Exclusions and limits (general)
PMI policies themselves don’t typically have “exclusions” in the way homeowners insurance does. The policy’s purpose is to cover the lender’s risk on the loan principal. However, the loan terms may have limits or conditions related to PMI, such as how long it will be required or the criteria for its cancellation. Always review your mortgage agreement carefully for any specific clauses.
Claim process
The “claim process” for PMI is not something you, as the homeowner, initiate. If you default on your mortgage, the lender would file a claim with the PMI provider to recoup their losses. Your focus should be on making your mortgage payments on time to avoid any default scenarios.
Bundling and discounts (general)
While you can’t typically “bundle” PMI with other insurance policies for discounts, lenders might offer incentives or slightly better terms on mortgages with PMI if you have other financial products with them, such as checking or savings accounts. It’s always worth asking about any potential relationship discounts, though the primary way to reduce costs is by avoiding PMI altogether or working towards its cancellation.

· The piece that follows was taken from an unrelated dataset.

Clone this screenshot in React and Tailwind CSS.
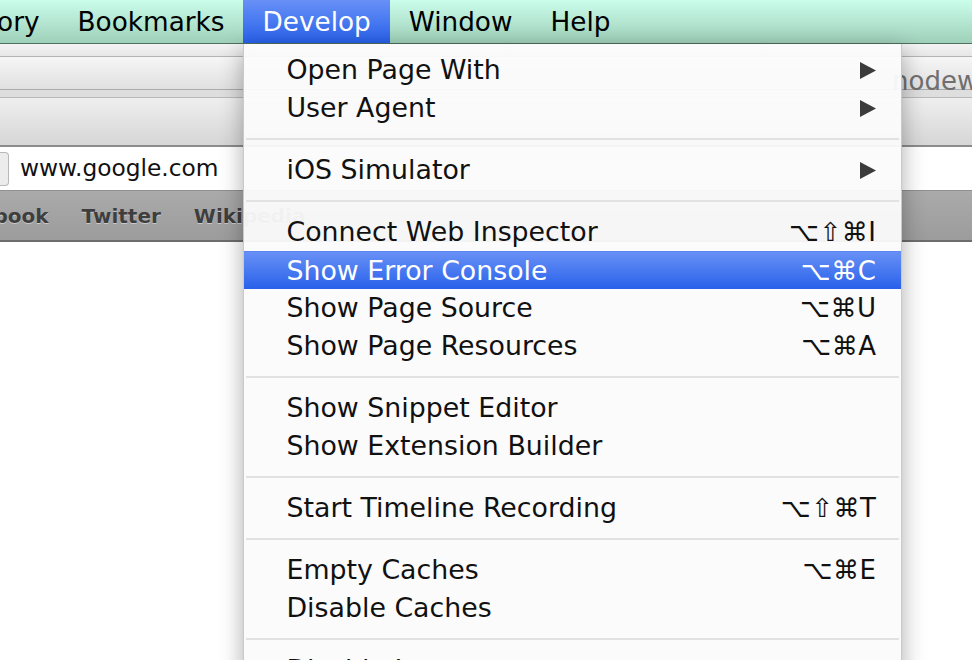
import React from 'react';

const items = [
  { label: 'Open Page With', sub: true },
  { label: 'User Agent', sub: true },
  'sep',
  { label: 'iOS Simulator', sub: true },
  'sep',
  { label: 'Connect Web Inspector', keys: '⌥⇧⌘I' },
  { label: 'Show Error Console', keys: '⌥⌘C', active: true },
  { label: 'Show Page Source', keys: '⌥⌘U' },
  { label: 'Show Page Resources', keys: '⌥⌘A' },
  'sep',
  { label: 'Show Snippet Editor' },
  { label: 'Show Extension Builder' },
  'sep',
  { label: 'Start Timeline Recording', keys: '⌥⇧⌘T' },
  'sep',
  { label: 'Empty Caches', keys: '⌥⌘E' },
  { label: 'Disable Caches' },
  'sep',
  { label: 'Disable Images' },
];

function SubArrow({ active }) {
  return (
    <svg width="16" height="17" viewBox="0 0 16 17">
      <path d="M0 0 L16 8.5 L0 17 Z" fill={active ? '#fff' : '#3b3b3b'} />
    </svg>
  );
}

function DevelopMenu() {
  return (
    <div className="absolute top-[44px] left-0 w-[659px] z-10 pt-[7px] text-[26.8px] bg-[#fbfbfb]/95 border-x border-[#c9c9c9] shadow-[0_6px_22px_rgba(0,0,0,0.32)]">
      {items.map((item, i) =>
        item === 'sep' ? (
          <div key={i} className="h-[24px] flex items-center px-[2px]">
            <div className="h-[2px] w-full bg-[#e2e2e2]" />
          </div>
        ) : (
          <div
            key={i}
            className={
              item.active
                ? 'h-[38px] flex items-center pl-[42px] pr-[25px] text-white bg-gradient-to-b from-[#6890f6] to-[#2760ea] border-t border-[#5b85f0]'
                : 'h-[38px] flex items-center pl-[42px] pr-[25px] text-[#111]'
            }
          >
            <span className="flex-1 whitespace-nowrap leading-[38px]">{item.label}</span>
            {item.sub && <SubArrow active={item.active} />}
            {item.keys && (
              <span className="whitespace-nowrap tracking-[0.5px] text-[26px] leading-[38px]">{item.keys}</span>
            )}
          </div>
        )
      )}
    </div>
  );
}

export default function App() {
  return (
    <div
      className="relative w-[972px] h-[660px] overflow-hidden bg-white"
      style={{ fontFamily: '"DejaVu Sans", "Liberation Sans", sans-serif' }}
    >
      {/* Menu bar */}
      <div className="relative z-20 flex h-[44px] border-b border-[#4f6f60] bg-gradient-to-b from-[#cafdeb] to-[#9fd0b9] text-[26.3px] text-black">
        <div className="ml-[-73px] px-[19px] pt-[2px] leading-[41px]">History</div>
        <div className="px-[19px] pt-[2px] leading-[41px]">Bookmarks</div>
        <div className="relative px-[19px] pt-[2px] leading-[41px] text-white bg-gradient-to-b from-[#6890f6] to-[#2760ea]">
          Develop
          <DevelopMenu />
        </div>
        <div className="px-[19px] pt-[2px] leading-[41px]">Window</div>
        <div className="px-[19px] pt-[2px] leading-[41px]">Help</div>
      </div>

      {/* Browser chrome under the menu */}
      <div className="h-[13px] bg-gradient-to-b from-[#f4f4f4] to-[#e6e6e6] border-b border-[#b4b4b4]" />
      <div className="relative z-[1] h-[33px] bg-gradient-to-b from-[#f6f6f6] to-[#e0e0e0] border-b border-[#aaaaaa] flex items-center">
        <span className="ml-[892px] text-[26px] text-[#6f6f6f] leading-[32px] translate-y-[8px] whitespace-nowrap">nodewebkit</span>
      </div>
      <div className="h-[8px] bg-[#dedede] border-b border-[#b9b9b9]" />
      <div className="h-[49px] bg-gradient-to-b from-[#efefef] to-[#d6d6d6] border-b-2 border-[#8c8c8c]" />
      <div className="h-[43px] bg-white flex items-center">
        <div className="w-[9px] h-[34px] bg-[#ececec] border border-l-0 border-[#b8b8b8] rounded-r-[4px]" />
        <span className="ml-[11px] text-[23.3px] text-[#111]">www.google.com</span>
      </div>
      <div className="h-[52px] bg-gradient-to-b from-[#aaaaaa] to-[#9c9c9c] border-t border-[#8f8f8f] border-b-2 border-b-[#6d6d6d] flex items-center gap-[33px] text-[20px] font-bold text-[#3e3e3e] [text-shadow:0_1px_0_rgba(255,255,255,0.45)]">
        <span className="ml-[-58px]">Facebook</span>
        <span>Twitter</span>
        <span>Wikipedia</span>
      </div>
    </div>
  );
}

Step-by-step (simple workflow)
Here’s a straightforward workflow for navigating PMI when buying a home or working to eliminate it from an existing mortgage.
1. Assess your savings for a down payment.
- What to do: Determine how much money you have available for a down payment.
- What “good” looks like: You have saved 20% or more of the home’s purchase price. This allows you to avoid PMI from the outset.
- Common mistake and how to avoid it: Underestimating closing costs and other homeownership expenses. Avoid this by creating a comprehensive budget that includes these additional costs beyond the down payment.
2. Research loan types.
- What to do: Investigate different mortgage options available to you.
- What “good” looks like: You identify loan programs like VA loans (for eligible veterans) or USDA loans (for rural properties) that do not require PMI, or you confirm a conventional loan where you can meet the 20% down payment threshold.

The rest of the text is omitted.